Scorers

A scorer is the evaluation function that determines whether an AI output meets your quality criteria. LaunchGate supports 5 scorer types.

Choosing a scorer

You want to check…	Use
Output matches an expected string exactly	`exact_match`
Output contains (or excludes) specific substrings	`contains`
Output matches a regex pattern (dates, IDs, free text)	`regex`
Output is valid JSON with a required structure, field types, numeric ranges, or array lengths	`json_schema`
Semantic judgement — faithfulness, relevance, safety, tone	`llm_judge`

Prefer deterministic scorers (exact_match, contains, regex, json_schema) over llm_judge where possible — they are free, instant, and reproducible. Reach for llm_judge only when the check genuinely requires language understanding.

Do not use regex to validate JSON structure. Regex against stringified JSON breaks on key reordering, whitespace, and nested objects. Use json_schema instead — it is declarative, robust, and lets you express required fields, numeric ranges (minimum/maximum), and array lengths (minItems/maxItems) natively.

Scorer types

`exact_match`

Compares the output string to an expected value.


{
  "type": "exact_match",
  "config": {
    "case_sensitive": true
  }
}

Config	Type	Default	Description
`case_sensitive`	boolean	`true`	Whether comparison is case-sensitive

Score: 1.0 if match, 0.0 if not.

`regex`

Tests the output against a regular expression pattern.


{
  "type": "regex",
  "config": {
    "pattern": "\\d{4}-\\d{2}-\\d{2}",
    "flags": "i",
    "should_match": true
  }
}

Config	Type	Default	Description
`pattern`	string	required	Regular expression pattern
`flags`	string	`""`	Regex flags (e.g., `"i"` for case-insensitive)
`should_match`	boolean	`true`	Set to `false` to assert the pattern does NOT match

Score: 1.0 if pattern matches (or doesn’t match when should_match: false), 0.0 otherwise.

`json_schema`

Validates that the output is valid JSON conforming to a JSON Schema.


{
  "type": "json_schema",
  "config": {
    "schema": {
      "type": "object",
      "required": ["answer", "confidence"],
      "properties": {
        "answer": { "type": "string" },
        "confidence": { "type": "number", "minimum": 0, "maximum": 1 }
      }
    }
  }
}

Config	Type	Description
`schema`	object	A valid JSON Schema definition

Score: 1.0 if valid, 0.0 if invalid.

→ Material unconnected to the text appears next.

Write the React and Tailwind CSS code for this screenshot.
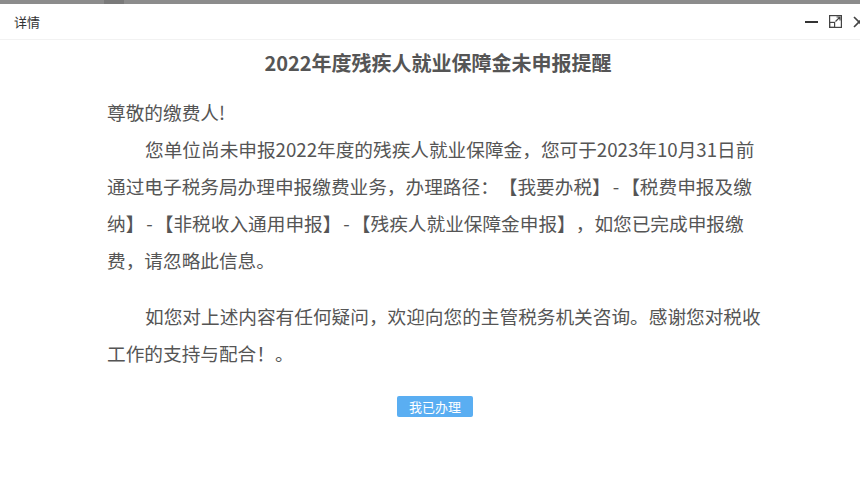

The reason includes validation errors.

`contains`

Checks whether the output contains (or doesn’t contain) specific substrings.


{
  "type": "contains",
  "config": {
    "values": ["source:", "reference"],
    "mode": "any"
  }
}

Config	Type	Default	Description
`values`	string[]	required	Substrings to check for
`mode`	string	`"all"`	`"all"` — must contain every value; `"any"` — at least one; `"none"` — must contain none

Score: 1.0 if condition met, 0.0 otherwise.

`llm_judge`

Uses an external LLM to evaluate the output against a rubric you define.


{
  "type": "llm_judge",
  "config": {
    "rubric": "Rate how faithfully the answer reflects the provided context. Score 1.0 if fully faithful, 0.0 if it contains hallucinated information.",
    "model": "gpt-4o",
    "_provider": "openai"
  }
}

Config	Type	Default	Description
`rubric`	string	required	Evaluation criteria for the LLM
`model`	string	varies	Model to use (e.g., `gpt-4o`, `claude-sonnet-4-20250514`)
`scale`	[number, number]	`[0, 1]`	Score range
`_provider`	string	auto	Provider: `openai`, `anthropic`, `google`, `azure_openai`

Score: A value between 0 and 1 as determined by the LLM judge.

LLM judge scorers require a BYOK key for the corresponding provider. Without one, the case will fail with a configuration error.

Cost and latency multiplier. Each llm_judge case in a suite adds one LLM API call per run, billed against your BYOK key. A suite with four judge cases run 100 times per day produces 400 extra LLM calls per day on top of your own application traffic. Budget accordingly and prefer deterministic scorers where the check allows.

Dual-sided scorers

Scorers can be configured as dual-sided, meaning they evaluate both precision and recall independently:


{
  "dual_sided": true,
  "precision_threshold": 0.8,
  "recall_threshold": 0.7
}

This is useful for cases where you want to measure both the accuracy and completeness of an output separately.

Scorer scope

Scorers are created at the project level and can be reused across multiple eval cases within that project.